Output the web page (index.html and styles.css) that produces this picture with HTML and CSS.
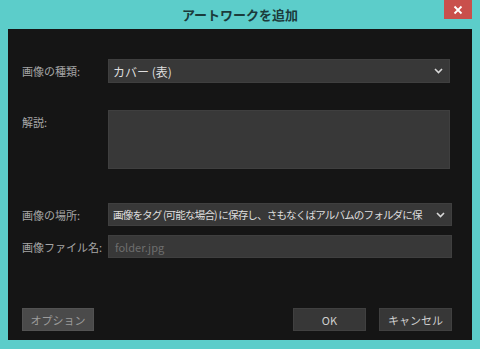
FILE: index.html
```html
<!DOCTYPE html>
<html lang="ja">
<head>
  <meta charset="UTF-8" />
  <title>アートワークを追加</title>
  <link rel="stylesheet" href="styles.css">
</head>
<body>

  <div class="ventana">
    <div class="titulo">
      <span>アートワークを追加</span>
      <button class="cerrar">
        <svg width="10" height="10" viewBox="0 0 10 10"><path d="M1.5 1.5 L8.5 8.5 M8.5 1.5 L1.5 8.5" stroke="#fff" stroke-width="1.8"/></svg>
      </button>
    </div>

    <div class="contenido">
      <div class="fila fila-tipo">
        <label>画像の種類:</label>
        <div class="select">
          <span>カバー (表)</span>
          <svg class="flecha" width="9" height="6" viewBox="0 0 9 6"><path d="M1 1 L4.5 4.5 L8 1" fill="none" stroke="#d8d8d8" stroke-width="1.6"/></svg>
        </div>
      </div>

      <div class="fila fila-desc">
        <label>解説:</label>
        <div class="area"></div>
      </div>

      <div class="fila fila-lugar">
        <label>画像の場所:</label>
        <div class="select">
          <span class="largo">画像をタグ (可能な場合) に保存し、さもなくばアルバムのフォルダに保</span>
          <svg class="flecha" width="9" height="6" viewBox="0 0 9 6"><path d="M1 1 L4.5 4.5 L8 1" fill="none" stroke="#d8d8d8" stroke-width="1.6"/></svg>
        </div>
      </div>

      <div class="fila fila-archivo">
        <label>画像ファイル名:</label>
        <div class="entrada">folder.jpg</div>
      </div>

      <div class="acciones">
        <button class="boton opcion">オプション</button>
        <div class="derecha">
          <button class="boton">OK</button>
          <button class="boton">キャンセル</button>
        </div>
      </div>
    </div>
  </div>

</body>
</html>
```

FILE: styles.css
```css
body {
  margin: 0;
  font-family: "Noto Sans CJK JP", "Noto Sans", sans-serif;
  background: #5ccdca;
}
.ventana {
  width: 480px;
  height: 349px;
  background: #5ccdca;
  position: relative;
}
.titulo {
  height: 29px;
  display: flex;
  align-items: center;
  justify-content: center;
  font-size: 13px;
  font-weight: bold;
  color: #1b3b3b;
}
.cerrar {
  position: absolute;
  top: 0;
  right: 8px;
  width: 28px;
  height: 19px;
  background: #c9504c;
  border: none;
  padding: 0;
  display: flex;
  align-items: center;
  justify-content: center;
}
.contenido {
  margin: 0 8px;
  height: 311px;
  background: #151515;
  padding: 30px 20px 0 14px;
  box-sizing: border-box;
  display: flex;
  flex-direction: column;
}
.fila {
  display: flex;
  align-items: center;
  margin-right: 2px;
}
.fila label {
  width: 86px;
  font-size: 11px;
  color: #a6a6a6;
  flex-shrink: 0;
}
.select, .area, .entrada {
  flex: 1;
  background: #383838;
  border: 1px solid #3f3f3f;
  box-sizing: border-box;
  min-width: 0;
}
.select {
  height: 24px;
  display: flex;
  align-items: center;
  padding: 0 6px 0 4px;
  font-size: 12px;
  color: #dedede;
}
.select span {
  flex: 1;
  white-space: nowrap;
  overflow: hidden;
}
.select .largo {
  font-size: 10.6px;
  letter-spacing: -0.9px;
}
.flecha {
  margin-left: 4px;
  flex-shrink: 0;
}
.fila-desc {
  margin-top: 27px;
  align-items: flex-start;
}
.fila-desc label {
  margin-top: 4px;
}
.area {
  height: 59px;
}
.fila-lugar {
  margin-top: 34px;
  margin-right: 0;
}
.fila-lugar .select {
  height: 23px;
}
.fila-archivo {
  margin-top: 9px;
  margin-right: 0;
}
.entrada {
  height: 23px;
  display: flex;
  align-items: center;
  padding: 0 6px;
  font-size: 11px;
  color: #6e6e6e;
}
.acciones {
  margin-top: 50px;
  display: flex;
  justify-content: space-between;
}
.derecha {
  display: flex;
  gap: 13px;
}
.boton {
  width: 73px;
  height: 23px;
  background: #373737;
  border: 1px solid #404040;
  color: #cfcfcf;
  font-family: "Noto Sans CJK JP", "Noto Sans", sans-serif;
  font-size: 11px;
  padding: 0;
}
.opcion {
  width: 72px;
  background: #4a4a4a;
  border-color: #525252;
  color: #9c9c9c;
}
```
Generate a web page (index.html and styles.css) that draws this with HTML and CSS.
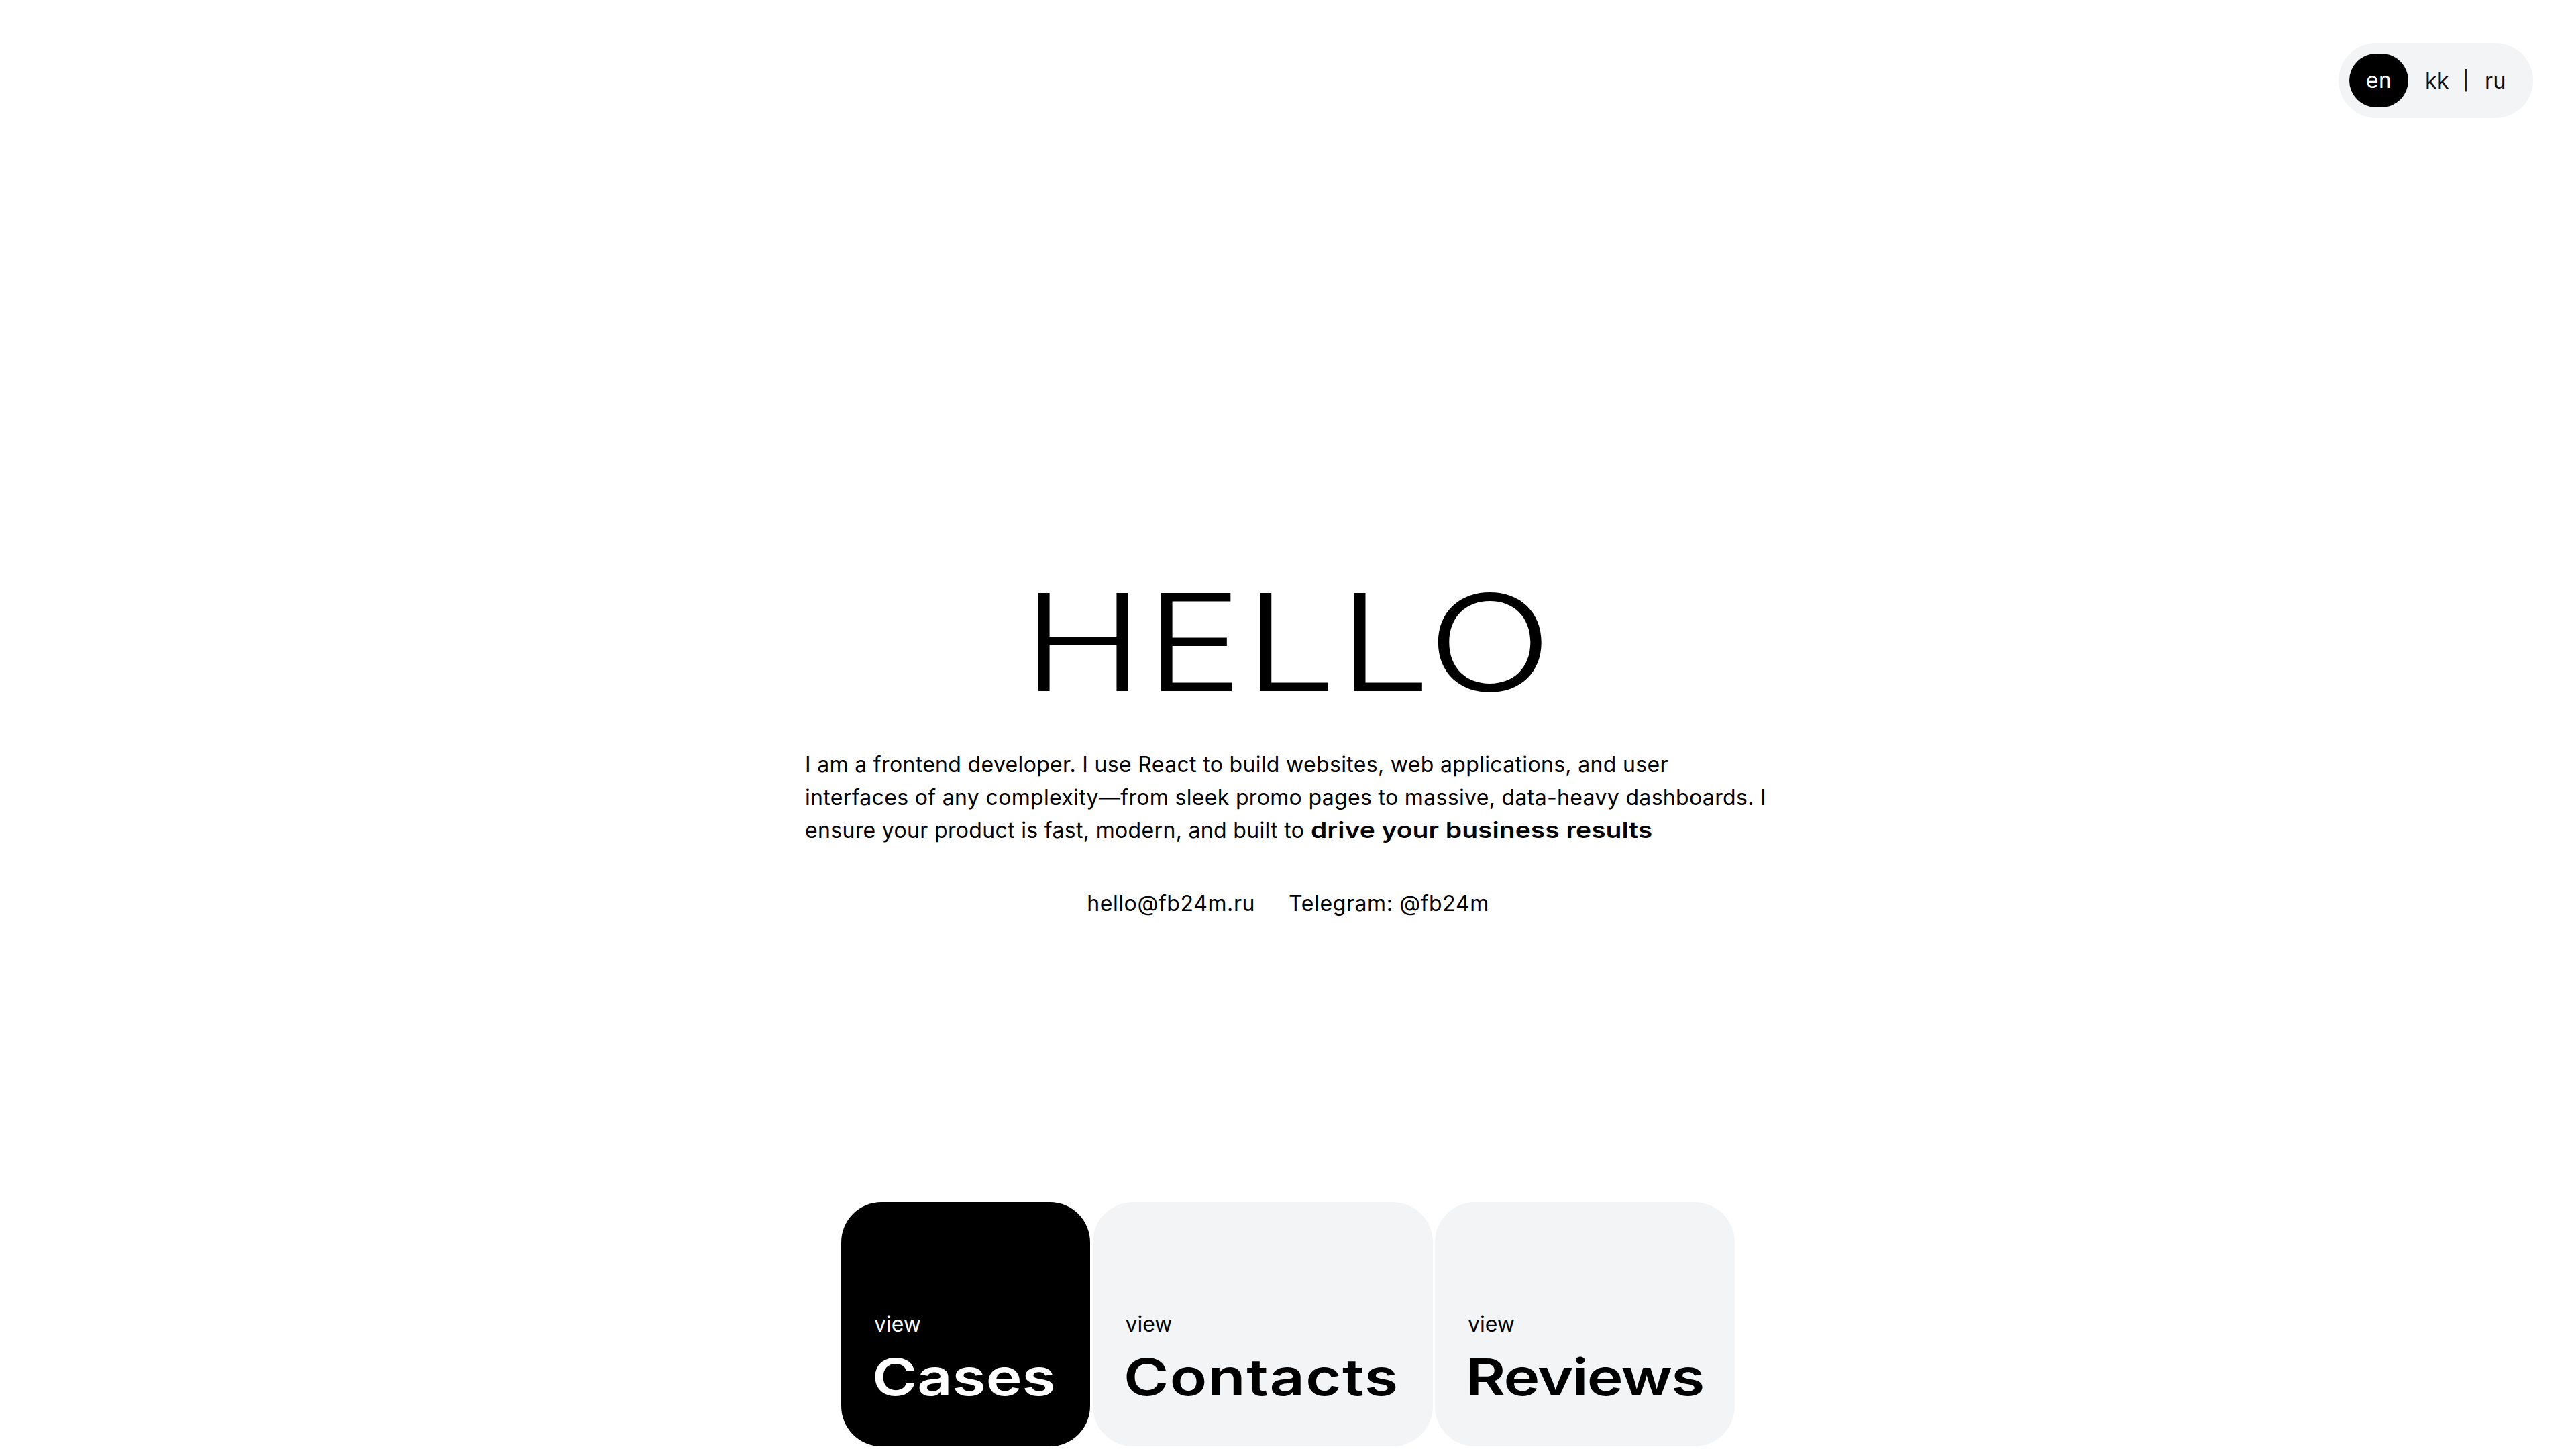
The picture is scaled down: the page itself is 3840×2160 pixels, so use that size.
************
§ YOUR TASK
Without including any pictures, output all the entries above exactly.

§ THE RESULT
Output the web page (index.html and styles.css) that produces this picture with HTML and CSS.
FILE: index.html
```html
<!DOCTYPE html>
<html lang="ja">
<head>
  <meta charset="UTF-8" />
  <title>アートワークを追加</title>
  <link rel="stylesheet" href="styles.css">
</head>
<body>

  <div class="ventana">
    <div class="titulo">
      <span>アートワークを追加</span>
      <button class="cerrar">
        <svg width="10" height="10" viewBox="0 0 10 10"><path d="M1.5 1.5 L8.5 8.5 M8.5 1.5 L1.5 8.5" stroke="#fff" stroke-width="1.8"/></svg>
      </button>
    </div>

    <div class="contenido">
      <div class="fila fila-tipo">
        <label>画像の種類:</label>
        <div class="select">
          <span>カバー (表)</span>
          <svg class="flecha" width="9" height="6" viewBox="0 0 9 6"><path d="M1 1 L4.5 4.5 L8 1" fill="none" stroke="#d8d8d8" stroke-width="1.6"/></svg>
        </div>
      </div>

      <div class="fila fila-desc">
        <label>解説:</label>
        <div class="area"></div>
      </div>

      <div class="fila fila-lugar">
        <label>画像の場所:</label>
        <div class="select">
          <span class="largo">画像をタグ (可能な場合) に保存し、さもなくばアルバムのフォルダに保</span>
          <svg class="flecha" width="9" height="6" viewBox="0 0 9 6"><path d="M1 1 L4.5 4.5 L8 1" fill="none" stroke="#d8d8d8" stroke-width="1.6"/></svg>
        </div>
      </div>

      <div class="fila fila-archivo">
        <label>画像ファイル名:</label>
        <div class="entrada">folder.jpg</div>
      </div>

      <div class="acciones">
        <button class="boton opcion">オプション</button>
        <div class="derecha">
          <button class="boton">OK</button>
          <button class="boton">キャンセル</button>
        </div>
      </div>
    </div>
  </div>

</body>
</html>
```

FILE: styles.css
```css
body {
  margin: 0;
  font-family: "Noto Sans CJK JP", "Noto Sans", sans-serif;
  background: #5ccdca;
}
.ventana {
  width: 480px;
  height: 349px;
  background: #5ccdca;
  position: relative;
}
.titulo {
  height: 29px;
  display: flex;
  align-items: center;
  justify-content: center;
  font-size: 13px;
  font-weight: bold;
  color: #1b3b3b;
}
.cerrar {
  position: absolute;
  top: 0;
  right: 8px;
  width: 28px;
  height: 19px;
  background: #c9504c;
  border: none;
  padding: 0;
  display: flex;
  align-items: center;
  justify-content: center;
}
.contenido {
  margin: 0 8px;
  height: 311px;
  background: #151515;
  padding: 30px 20px 0 14px;
  box-sizing: border-box;
  display: flex;
  flex-direction: column;
}
.fila {
  display: flex;
  align-items: center;
  margin-right: 2px;
}
.fila label {
  width: 86px;
  font-size: 11px;
  color: #a6a6a6;
  flex-shrink: 0;
}
.select, .area, .entrada {
  flex: 1;
  background: #383838;
  border: 1px solid #3f3f3f;
  box-sizing: border-box;
  min-width: 0;
}
.select {
  height: 24px;
  display: flex;
  align-items: center;
  padding: 0 6px 0 4px;
  font-size: 12px;
  color: #dedede;
}
.select span {
  flex: 1;
  white-space: nowrap;
  overflow: hidden;
}
.select .largo {
  font-size: 10.6px;
  letter-spacing: -0.9px;
}
.flecha {
  margin-left: 4px;
  flex-shrink: 0;
}
.fila-desc {
  margin-top: 27px;
  align-items: flex-start;
}
.fila-desc label {
  margin-top: 4px;
}
.area {
  height: 59px;
}
.fila-lugar {
  margin-top: 34px;
  margin-right: 0;
}
.fila-lugar .select {
  height: 23px;
}
.fila-archivo {
  margin-top: 9px;
  margin-right: 0;
}
.entrada {
  height: 23px;
  display: flex;
  align-items: center;
  padding: 0 6px;
  font-size: 11px;
  color: #6e6e6e;
}
.acciones {
  margin-top: 50px;
  display: flex;
  justify-content: space-between;
}
.derecha {
  display: flex;
  gap: 13px;
}
.boton {
  width: 73px;
  height: 23px;
  background: #373737;
  border: 1px solid #404040;
  color: #cfcfcf;
  font-family: "Noto Sans CJK JP", "Noto Sans", sans-serif;
  font-size: 11px;
  padding: 0;
}
.opcion {
  width: 72px;
  background: #4a4a4a;
  border-color: #525252;
  color: #9c9c9c;
}
```
Generate a web page (index.html and styles.css) that draws this with HTML and CSS.
The picture is scaled down: the page itself is 3840×2160 pixels, so use that size.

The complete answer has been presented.